February 24, 2021 at 12:39 pm Leave a comment

Girl clothes

I’m the mother of a little boy with an active imagination. He will happily tell me stories for hours, with incredible patience and enthusiasm, about the planet of the robots, where the fairies go to do war against villains and use their ice powers to freeze giant insects with multicolored eyes. I’m embarrassed to say that his stories are so long, so intricate, so enthusiastic, so effusive, that I can’t keep track. Often, my brain is so tired from a day of work or is wrapped up in some adult banality (or childish banality. Human banality) that I don’t even try to listen to the story. I put on my smilingest eyes and respond as authentically as I can, but it’s really a stream of, “uh huh! No way! Really?” which feigns engagement instead of actually jumping in.

My little boy has an alter ego that he values much more highly than his own natural-born self. His alter ego is 2 years older, goes to school (never daycare), and is the big sister of his primary ego. Her name is Anna, and she’s a fairy with ice powers (thanks, Frozen), and she has a sister Elsa, another sister Tinkerbell, a little brother Jean-Luc, and another little brother, Isaac (coincidentally the name of a close daycare friend). Because she is a girl, and a girl fairy no less, she has no interest in wearing “boy clothes.” Only “girl clothes.”

And as Mom, I have to figure out how I feel about this, and what I do about this.

At first, I was really happy to have a little boy who liked to twirl around in a skirt. He had a book where the central character, a little girl about his age, put on her prettiest dress for her birthday, and took such pleasure twirling around in it. I thought to myself, true! One of life’s great pleasures is twirling around in a full skirt. Why deny my little boy that pleasure, when he’s quite literally asking for it? I’d already bought him a kilt (dutiful bagpiper as I am), but the kilt didn’t twirl. So for his 3rd birthday, I bought him a big pink tulle tutu. It was a quick favorite, especially paired with his butterfly wings that Santa had brought, because butterflies had been all the rage in our house for the prior months.

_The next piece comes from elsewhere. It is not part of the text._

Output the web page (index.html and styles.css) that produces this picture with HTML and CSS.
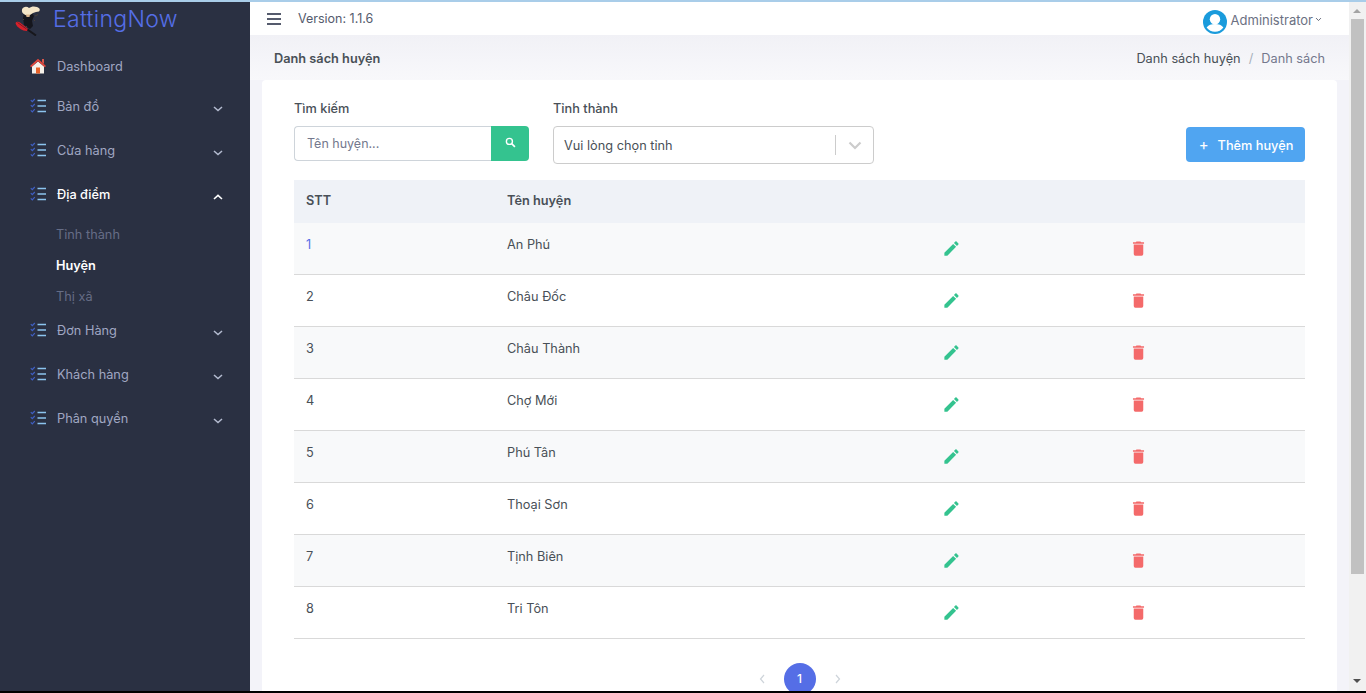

That was when his first female alter-ego emerged, Zoë. Zoë wasn’t a well-defined character, just that she was a girl and liked dresses. She loved going to female friends’ houses and putting on their princess and fairy dresses most of all.

But recently my son has been doggedly interested in what it means to be a boy, and what it means to be a girl. It’s not surprising, when there are such strong distinctions, and when so many kinds of play are seemingly restricted by gender codes. My boy likes pink and purple, but finding pink clothes means shopping in the girls’ section by default. He likes flowers and hearts and stars and unicorns and fairies. He’s fascinated by magic, and wants to have magical powers. You know what? I just realized that magical powers are largely coded as feminine. Witches get magical powers. Fairies get magical powers. Witches and fairies are girls, by default. They have the ability to change reality, to make things happen, to control their surroundings, to build talking creatures out of snow, to frolic through the sky on a flying unicorn, to make flowers grow.

You know what boys get? Superpowers. Fighting powers. Strength. Danger. Sometimes (and only sometimes) these powers can be creative and productive. But they are largely destructive and adversarial. Light sabers. Flying machines with guns mounted on them. Laser beams. And my son likes these too! He’s fascinated by war (thanks, Star Wars), and imagines robot armies and cannonballs and poison forests. (I saw my family struggle with this during the holidays. This year J-L received a plethora of superhero capes and costumes, presumably the “boy” version of fairy wings and skirts that they’ve been seeing in the photos I post online.)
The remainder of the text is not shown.